I am just a novice learning to use TICK stack for our organization. i have configured the TICK stack for my processes and server running. However i would like to do the following processes:
File System Utilization more than 80%
Need to look into the root cause of disk space usage ( can be because of log file )
try to clean up the file system
send a notification to slack
httpd process failure
Check the root cause by looking into the log file
try to restart the http service and monitor for sometime
send a notification to slack about the nature of the problem and recovery steps taken
Is this possible with the Kapacitor, An early help would be really appreciated.

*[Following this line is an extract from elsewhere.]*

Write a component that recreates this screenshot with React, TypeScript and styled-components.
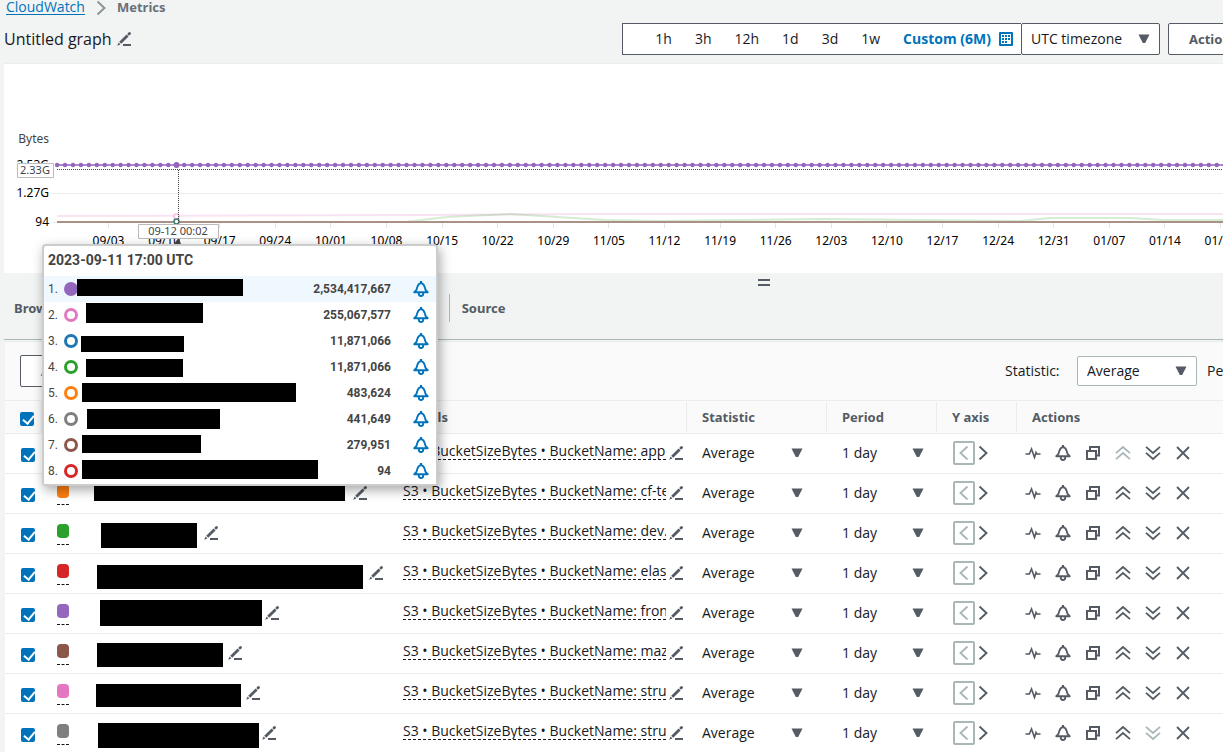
import React from "react";
import styled, { createGlobalStyle } from "styled-components";

const INK = "#16191f";
const SLATE = "#545b64";
const BLUE = "#0073bb";
const MUTED = "#aab7b8";
const LINE = "#eaeded";
const UI_FONT = '"Open Sans", "Noto Sans", sans-serif';
const LABEL_FONT = '"Noto Sans", "Open Sans", sans-serif';

const GlobalStyle = createGlobalStyle`
  * { box-sizing: border-box; }
  html, body { margin: 0; background: #f2f3f3; }
  body { font: 14px/20px ${UI_FONT}; color: ${INK}; overflow: hidden; }
  button, select, input { font: inherit; color: inherit; margin: 0; }
`;

const Viewport = styled.div`
  height: 100vh;
  overflow: hidden;
`;

const Page = styled.main`
  min-width: 1524px;
  padding-left: 4px;
`;

const Breadcrumbs = styled.nav`
  display: flex;
  align-items: center;
  height: 15px;
  padding-left: 2px;
  gap: 11px;
  line-height: 15px;
`;

const CrumbLink = styled.a`
  color: ${BLUE};
  line-height: 14px;
  text-decoration: none;
  border-bottom: 1px solid ${BLUE};
`;

const CrumbCurrent = styled.span`
  color: #687078;
  font: 700 13px/15px ${LABEL_FONT};
`;

const Header = styled.header`
  display: flex;
  align-items: center;
  height: 48px;
`;

const TitleGroup = styled.div`
  display: flex;
  align-items: center;
  gap: 5px;
  width: 618px;
  flex: none;
`;

const Title = styled.h1`
  margin: 0;
  font-size: 16px;
  line-height: 24px;
  font-weight: 400;
`;

const IconButton = styled.button<{ $color?: string }>`
  display: flex;
  flex: none;
  padding: 0;
  border: 0;
  background: none;
  color: ${(p) => p.$color || SLATE};
`;

const RangeBar = styled.div`
  display: flex;
  align-items: center;
  justify-content: flex-end;
  gap: 23px;
  width: 399px;
  height: 32px;
  padding-right: 8px;
  background: #fff;
  border: 1px solid ${SLATE};
  border-right: 0;
`;

const RangeButton = styled.button<{ $active?: boolean }>`
  display: flex;
  align-items: center;
  gap: 8px;
  padding: 0;
  border: 0;
  background: none;
  white-space: nowrap;
  color: ${(p) => (p.$active ? BLUE : INK)};
  font-weight: ${(p) => (p.$active ? 700 : 400)};
`;

const Dropdown = styled.span<{ $width: number; $boxed?: string; $pad?: number }>`
  display: flex;
  align-items: center;
  width: ${(p) => p.$width}px;
  height: ${(p) => (p.$boxed ? "100%" : "20px")};
  padding: 0 ${(p) => p.$pad ?? 0}px;
  background: ${(p) => (p.$boxed ? "#fff" : "none")};
  border: ${(p) => (p.$boxed ? `1px solid ${p.$boxed}` : "0")};
  border-radius: 2px;
  color: ${INK};

  select {
    appearance: none;
    flex: 1;
    min-width: 0;
    padding: 0;
    border: 0;
    background: none;
    line-height: 20px;
  }
  svg { flex: none; color: ${SLATE}; }
`;

const HeaderSelect = styled.div`
  height: 32px;
  margin-right: 8px;
`;

const OutlineButton = styled.button`
  height: 32px;
  padding: 0 20px;
  background: #fff;
  border: 1px solid ${SLATE};
  border-radius: 2px;
  color: ${SLATE};
  font: 700 13px/20px ${LABEL_FONT};
  white-space: nowrap;
`;

const GraphPanel = styled.section`
  height: 210px;
  background: #fff;
  border-top: 1px solid ${LINE};

  svg { display: block; width: 100%; height: 208px; overflow: visible; }
`;

const TabStrip = styled.div`
  display: flex;
  flex-direction: column;
  align-items: center;
  height: 67px;
  padding-top: 6px;
  border-bottom: 1px solid ${MUTED};
`;

const DragHandle = styled.div`
  width: 12px;
  height: 7px;
  border: solid ${SLATE};
  border-width: 2px 0;
`;

const Tabs = styled.div`
  display: flex;
  align-self: stretch;
  margin-top: 8px;
`;

const Tab = styled.button`
  height: 28px;
  padding: 0 12px;
  border: 0;
  border-right: 1px solid ${MUTED};
  background: none;
  color: ${SLATE};
  font: 700 13px/20px ${LABEL_FONT};
  white-space: nowrap;

  &:first-child { padding-left: 10px; }
  &:last-child { border-right: 0; }
`;

const MetricsPanel = styled.section`
  margin: 1px 0 0 1px;
  border-top: 1px solid ${LINE};
  background: #fafafa;
`;

const PanelTools = styled.div`
  display: flex;
  align-items: center;
  height: 58px;
  padding-left: 15px;
`;

const ToolFields = styled.div`
  display: flex;
  align-items: center;
  gap: 10px;
  height: 30px;
  margin-left: auto;
  width: 519px;
`;

const FieldLabel = styled.label`
  display: flex;
  align-items: center;
  justify-content: space-between;
  width: 192px;
  height: 100%;
`;

const MetricsTable = styled.table`
  width: 100%;
  table-layout: fixed;
  border-collapse: separate;
  border-spacing: 0;
`;

const HeadCell = styled.th`
  height: 34px;
  padding: 0 0 0 15px;
  text-align: left;
  color: ${SLATE};
  font: 700 13px/20px ${LABEL_FONT};
  border-top: 1px solid ${LINE};
  border-bottom: 1px solid ${LINE};
  background: linear-gradient(${LINE}, ${LINE}) right center / 1px 30px no-repeat;

  &:nth-child(2), &:nth-child(3), &:last-child { background: none; }
`;

const Cell = styled.td<{ $left?: number }>`
  height: 40px;
  padding: 0 0 2px ${(p) => p.$left ?? 15}px;
  background: #fff;
  border-bottom: 1px solid ${LINE};
  vertical-align: middle;
`;

const Line = styled.div<{ $gap?: number }>`
  display: flex;
  align-items: center;
  gap: ${(p) => p.$gap ?? 0}px;
  height: 37px;
`;

const Checkbox = styled.input`
  appearance: none;
  display: block;
  width: 14px;
  height: 14px;
  margin: 4px 0 0 1px;
  border-radius: 2px;
  background: ${BLUE};

  th & { margin-left: 0; }

  &::after {
    content: "";
    display: block;
    width: 5px;
    height: 9px;
    margin: 1px 0 0 5px;
    border: solid #fff;
    border-width: 0 2px 2px 0;
    transform: rotate(40deg);
  }
`;

const SwatchButton = styled.button<{ $color: string }>`
  display: block;
  width: 12px;
  height: 21px;
  margin-top: 4px;
  padding: 0;
  border: 0;
  border-bottom: 1px dashed ${INK};
  background: none;

  &::before {
    content: "";
    display: block;
    height: 14px;
    margin-bottom: 6px;
    border-radius: 4px;
    background: ${(p) => p.$color};
  }
`;

const Redaction = styled.span<{ $x: number; $y: number; $w: number; $h: number }>`
  flex: none;
  align-self: flex-start;
  width: ${(p) => p.$w}px;
  height: ${(p) => p.$h}px;
  margin: ${(p) => p.$y}px 0 0 ${(p) => p.$x}px;
  background: #000;
`;

const DetailText = styled.span`
  width: 263px;
  height: 18px;
  line-height: 18px;
  margin-bottom: 4px;
  overflow: hidden;
  white-space: nowrap;
  border-bottom: 1px dashed ${INK};
`;

const AxisButton = styled.button`
  display: flex;
  align-items: center;
  justify-content: center;
  width: 22px;
  height: 24px;
  padding: 0;
  border: 2px solid ${MUTED};
  border-radius: 2px;
  background: #fff;
  color: ${MUTED};
`;

const Tooltip = styled.aside`
  position: absolute;
  left: 42px;
  top: 244px;
  width: 396px;
  height: 242px;
  background: #fff;
  border: 2px solid #ccc;
  border-radius: 4px;
  box-shadow: 2px 4px 12px rgba(0, 0, 0, 0.35);
  color: #444;
  font: 12px/26px Roboto, sans-serif;
`;

const TooltipTitle = styled.div`
  height: 30px;
  padding-left: 4px;
  font-size: 14px;
  line-height: 29px;
  font-weight: 700;
`;

const TooltipRow = styled.div<{ $active: boolean }>`
  display: flex;
  align-items: center;
  height: 26px;
  padding: 0 7px 0 4px;
  background: ${(p) => (p.$active ? "#f0f8ff" : "#fff")};
`;

const Rank = styled.span`
  width: 16px;
`;

const Ring = styled.span<{ $color: string; $filled: boolean }>`
  width: 14px;
  height: 14px;
  border: 3px solid ${(p) => p.$color};
  border-radius: 50%;
  background: ${(p) => (p.$filled ? p.$color : "#fff")};
`;

const Value = styled.span`
  margin: 0 22px 0 auto;
  font-weight: 700;
`;

function Caret() {
  return (
    <svg width="12" height="10" viewBox="0 0 12 10" aria-hidden="true">
      <path d="M.5 .5h11L7.200 9H4.800z" fill="currentColor" />
    </svg>
  );
}

function Pencil() {
  return (
    <svg width="14" height="14" viewBox="0 0 14 14" fill="none" aria-hidden="true">
      <path d="M3.2 10.8L10.6 3.4" stroke="currentColor" strokeWidth="2.8" />
      <path d="M12 2l.5-.5" stroke="currentColor" strokeWidth="2.8" strokeLinecap="round" />
      <path d="M1.6 10.6l1.8 1.8L.2 13.8z" fill="currentColor" />
      <path d="M6 13h8" stroke="currentColor" strokeWidth="2" />
    </svg>
  );
}

function Bell() {
  return (
    <svg width="16" height="16" viewBox="0 0 16 16" fill="none" stroke="currentColor" aria-hidden="true">
      <path d="M8 0v2.500" strokeWidth="2.200" />
      <path
        d="M1.300 11.200h13.400L12.500 8.800C11.800 5.500 11 2.200 8 2.200S4.200 5.500 3.500 8.800z"
        strokeWidth="1.900"
        strokeLinejoin="round"
      />
      <path d="M5.800 12v.8a2.200 2.200 0 0 0 4.400 0V12" strokeWidth="1.900" />
    </svg>
  );
}

function Stroked({ d, width = 1.8 }: { d: string; width?: number }) {
  return (
    <svg width="16" height="16" viewBox="0 0 16 16" fill="none" aria-hidden="true">
      <path d={d} stroke="currentColor" strokeWidth={width} />
    </svg>
  );
}

const PULSE = "M.5 9h3.800L6.500 4l3 8.500 1.500-5 .8 1.500h3.700";
const COPY = "M2 6h9v8H2zM5 5.500V2h9v8.500h-3";
const UP = "M1 8.200L8 2l7 6.200M1 14.200L8 8l7 6.200";
const DOWN = "M1 1.800L8 8l7-6.200M1 7.800L8 14l7-6.200";
const CLOSE = "M2 2l12 12M14 2L2 14";

function Chevron({ left }: { left?: boolean }) {
  return (
    <svg width="10" height="14" viewBox="0 0 10 14" fill="none" aria-hidden="true">
      <path d={left ? "M8.500 .5L1.500 7l7 6.500" : "M1.500 .5l7 6.500-7 6.500"} stroke="currentColor" strokeWidth="1.900" />
    </svg>
  );
}

function Calendar() {
  return (
    <svg width="14" height="14" viewBox="0 0 14 14" aria-hidden="true">
      <rect width="14" height="14" rx="1" fill={BLUE} />
      <path d="M2 2h10v10H2z" fill="#fff" />
      <path d="M3 3h2v2H3zM6 3h2v2H6zM9 3h2v2H9zM3 6h2v2H3zM6 6h2v2H6zM9 6h2v2H9zM3 9h2v2H3zM6 9h2v2H6z" fill={BLUE} />
    </svg>
  );
}

const WEEKS = [
  "09/03", "09/10", "09/17", "09/24", "10/01", "10/08", "10/15", "10/22", "10/29", "11/05", "11/12",
  "11/19", "11/26", "12/03", "12/10", "12/17", "12/24", "12/31", "01/07", "01/14", "01/21",
];
const WEEK_STEP = 55.6;
const DAYS = Array.from({ length: 160 }, (_, i) => 57.1 + (i * WEEK_STEP) / 7);

function Graph() {
  return (
    <svg role="img" aria-label="Bucket size in bytes over six months" fontFamily={LABEL_FONT} fontSize="12" fill="#000">
      <g transform="translate(-4 -64)">
        <path d="M52 193.500H1520M52 222.500H58" stroke="#ececec" />
        <text x="49" y="143" textAnchor="end" fill="#444">Bytes</text>
        <text x="49" y="169" textAnchor="end">2.53G</text>
        <text x="49" y="197" textAnchor="end">1.27G</text>
        <text x="49" y="226" textAnchor="end">94</text>
        {WEEKS.map((week, i) => (
          <g key={week}>
            <path d={`M${Math.round(108 + i * WEEK_STEP)}.500 223v5`} stroke="#e4e4e4" />
            <text x={108.5 + i * WEEK_STEP} y="245" textAnchor="middle">{week}</text>
          </g>
        ))}
        <path d="M57 216L420 215L600 214H1520" fill="none" stroke="#f9e3f2" strokeWidth="2" />
        <path
          d="M57 222H405L447 217L510 214L605 220L660 221L740 220L820 219L1020 221L1050 218H1130L1163 220H1520"
          fill="none"
          stroke="#2ca02c"
          strokeOpacity=".2"
          strokeWidth="2"
        />
        <path d="M57 222H1520" stroke="#ab9085" strokeWidth="2" />
        <path d="M57 165H1520" stroke="#ac86d0" strokeWidth="2" />
        {DAYS.map((x) => (
          <circle key={x} cx={x} cy="165" r="2.200" fill="#9467bd" />
        ))}
        <circle cx="176.500" cy="165" r="3" fill="#9467bd" />
        <circle cx="176.500" cy="216.500" r="2.500" fill="#fff" stroke="#f2bfe0" strokeWidth="1.500" />
        <circle cx="176.500" cy="221.500" r="2.500" fill="#fff" stroke="#3f7f6f" strokeWidth="1.500" />
        <path d="M57 169.500H1520M178.500 170V223" stroke="#444" strokeDasharray="1 1" />
        <path d="M173 245l5.500-7 3 7z" fill="#444" />
        <path d="M17.500 163.500h36v14h-36zM138.500 224.500h80v14h-80z" fill="#fff" stroke="#bbb" />
        <text x="35" y="174" textAnchor="middle" fontSize="11" fill="#444">2.33G</text>
        <text x="178" y="235" textAnchor="middle" fontSize="11" fill="#444">09-12 00:02</text>
      </g>
    </svg>
  );
}

const READINGS = [
  { color: "#9467bd", value: "2,534,417,667", bar: [-1, 3, 166, 17] },
  { color: "#e377c2", value: "255,067,577", bar: [8, 1, 117, 20] },
  { color: "#1f77b4", value: "11,871,066", bar: [3, 8, 103, 16] },
  { color: "#2ca02c", value: "11,871,066", bar: [8, 5, 97, 18] },
  { color: "#ff7f0e", value: "483,624", bar: [4, 3, 214, 19] },
  { color: "#7f7f7f", value: "441,649", bar: [9, 3, 133, 20] },
  { color: "#8c564b", value: "279,951", bar: [4, 3, 119, 18] },
  { color: "#d62728", value: "94", bar: [4, 2, 236, 19] },
];

// bar: left inset, top inset, width, height of the blacked-out label; gap: space before its edit icon
const METRICS = [
  { color: "#1f77b4", bucket: "app.s", bar: [12, 8, 180, 20], gap: 8 },
  { color: "#ff7f0e", bucket: "cf-te", bar: [12, 8, 251, 19], gap: 8 },
  { color: "#2ca02c", bucket: "dev.s", bar: [19, 9, 96, 25], gap: 7 },
  { color: "#d62728", bucket: "elast", bar: [15, 11, 266, 24], gap: 6 },
  { color: "#9467bd", bucket: "front", bar: [18, 6, 162, 26], gap: 3 },
  { color: "#8c564b", bucket: "maze", bar: [15, 9, 126, 24], gap: 5 },
  { color: "#e377c2", bucket: "strux", bar: [14, 10, 145, 23], gap: 5 },
  { color: "#7f7f7f", bucket: "strux", bar: [16, 9, 161, 25], gap: 3 },
];

const TABS = ["Browse", "Multi source query", "Graphed metrics (8)", "Options", "Source"];

function Bar({ box }: { box: number[] }) {
  return <Redaction $x={box[0]} $y={box[1]} $w={box[2]} $h={box[3]} />;
}

function MetricRow({ metric, index }: { metric: (typeof METRICS)[number]; index: number }) {
  const actions = [
    { name: "Anomaly detection", icon: <Stroked d={PULSE} width={1.6} /> },
    { name: "Create alarm", icon: <Bell /> },
    { name: "Duplicate", icon: <Stroked d={COPY} width={2} /> },
    { name: "Move up", icon: <Stroked d={UP} />, off: index === 0 },
    { name: "Move down", icon: <Stroked d={DOWN} />, off: index === METRICS.length - 1 },
    { name: "Remove", icon: <Stroked d={CLOSE} /> },
  ];
  return (
    <tr>
      <Cell><Checkbox type="checkbox" defaultChecked aria-label={`Show metric ${index + 1}`} /></Cell>
      <Cell><SwatchButton $color={metric.color} aria-label="Change color" /></Cell>
      <Cell $left={0}>
        <Line $gap={metric.gap}>
          <Bar box={metric.bar} />
          <IconButton aria-label="Edit label"><Pencil /></IconButton>
        </Line>
      </Cell>
      <Cell>
        <Line $gap={3}>
          <DetailText>S3 • BucketSizeBytes • BucketName: {metric.bucket}</DetailText>
          <IconButton aria-label="Edit details"><Pencil /></IconButton>
        </Line>
      </Cell>
      <Cell>
        <Dropdown $width={101}>
          <select aria-label="Statistic"><option>Average</option></select>
          <Caret />
        </Dropdown>
      </Cell>
      <Cell>
        <Dropdown $width={82}>
          <select aria-label="Period"><option>1 day</option></select>
          <Caret />
        </Dropdown>
      </Cell>
      <Cell $left={16}>
        <Line $gap={3}>
          <AxisButton disabled aria-label="Left Y axis"><Chevron left /></AxisButton>
          <IconButton aria-label="Right Y axis"><Chevron /></IconButton>
        </Line>
      </Cell>
      <Cell $left={8}>
        <Line $gap={14}>
          {actions.map((a) => (
            <IconButton key={a.name} aria-label={a.name} disabled={a.off} $color={a.off ? MUTED : SLATE}>
              {a.icon}
            </IconButton>
          ))}
        </Line>
      </Cell>
    </tr>
  );
}

export default function App() {
  return (
    <Viewport>
      <GlobalStyle />
      <Page>
        <Breadcrumbs aria-label="Breadcrumb">
          <CrumbLink href="#cloudwatch">CloudWatch</CrumbLink>
          <IconButton as="span" $color="#879596"><Chevron /></IconButton>
          <CrumbCurrent>Metrics</CrumbCurrent>
        </Breadcrumbs>
        <Header>
          <TitleGroup>
            <Title>Untitled graph</Title>
            <IconButton aria-label="Rename graph"><Pencil /></IconButton>
          </TitleGroup>
          <RangeBar>
            {["1h", "3h", "12h", "1d", "3d", "1w"].map((range) => (
              <RangeButton key={range}>{range}</RangeButton>
            ))}
            <RangeButton $active>Custom (6M) <Calendar /></RangeButton>
          </RangeBar>
          <HeaderSelect>
            <Dropdown $width={139} $boxed={SLATE} $pad={9}>
              <select aria-label="Timezone"><option>UTC timezone</option></select>
              <Caret />
            </Dropdown>
          </HeaderSelect>
          <OutlineButton>Actions</OutlineButton>
        </Header>
        <GraphPanel><Graph /></GraphPanel>
        <TabStrip>
          <DragHandle />
          <Tabs role="tablist">
            {TABS.map((tab) => <Tab key={tab} role="tab">{tab}</Tab>)}
          </Tabs>
        </TabStrip>
        <MetricsPanel>
          <PanelTools>
            <OutlineButton>Add math</OutlineButton>
            <ToolFields>
              <FieldLabel>
                Statistic:
                <Dropdown $width={120} $boxed={MUTED} $pad={9}>
                  <select><option>Average</option></select>
                  <Caret />
                </Dropdown>
              </FieldLabel>
              <FieldLabel>
                Period:
                <Dropdown $width={120} $boxed={MUTED} $pad={9}>
                  <select><option>1 day</option></select>
                  <Caret />
                </Dropdown>
              </FieldLabel>
            </ToolFields>
          </PanelTools>
          <MetricsTable>
            <colgroup>
              <col width="37" />
              <col width="40" />
              <col width="306" />
              <col width="299" />
              <col width="140" />
              <col width="110" />
              <col width="80" />
              <col />
            </colgroup>
            <thead>
              <tr>
                <HeadCell><Checkbox type="checkbox" defaultChecked aria-label="Show all metrics" /></HeadCell>
                <HeadCell />
                <HeadCell>Label</HeadCell>
                <HeadCell>Details</HeadCell>
                <HeadCell>Statistic</HeadCell>
                <HeadCell>Period</HeadCell>
                <HeadCell>Y axis</HeadCell>
                <HeadCell>Actions</HeadCell>
              </tr>
            </thead>
            <tbody>
              {METRICS.map((metric, i) => <MetricRow key={metric.color} metric={metric} index={i} />)}
            </tbody>
          </MetricsTable>
        </MetricsPanel>
      </Page>
      <Tooltip>
        <TooltipTitle>2023-09-11 17:00 UTC</TooltipTitle>
        {READINGS.map((r, i) => (
          <TooltipRow key={r.color} $active={i === 0}>
            <Rank>{i + 1}.</Rank>
            <Ring $color={r.color} $filled={i === 0} />
            <Bar box={r.bar} />
            <Value>{r.value}</Value>
            <IconButton aria-label="Create alarm" $color={BLUE}><Bell /></IconButton>
          </TooltipRow>
        ))}
      </Tooltip>
    </Viewport>
  );
}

Are you asking if Kapacitor can perform the root cause analysis (RCA) or just notify you that there is a problem?
If you want Kapacitor to perform the RCA how would you for example, script finding the cause of disk filling up?
Thanks for getting back Nathaniel. Yes i was asking if Kapacitor can perform RCA or detect an anomaly from the common pattern and act upon it
Suppose if the log file directory is getting accumulated with files , can it delete the old files and clean the filesystem?
The short answer is yes, Kapacitor can do those things.
The longer answer is Kapacitor does that via scripts that you still have to write.
For example using the disk usage case there are two parts to the problem. First detect that disk usage is full. Second clean up the disk usage. The first part Kapacitor can do natively, the second part you need to write a script for and Kapacitor will trigger it when needed.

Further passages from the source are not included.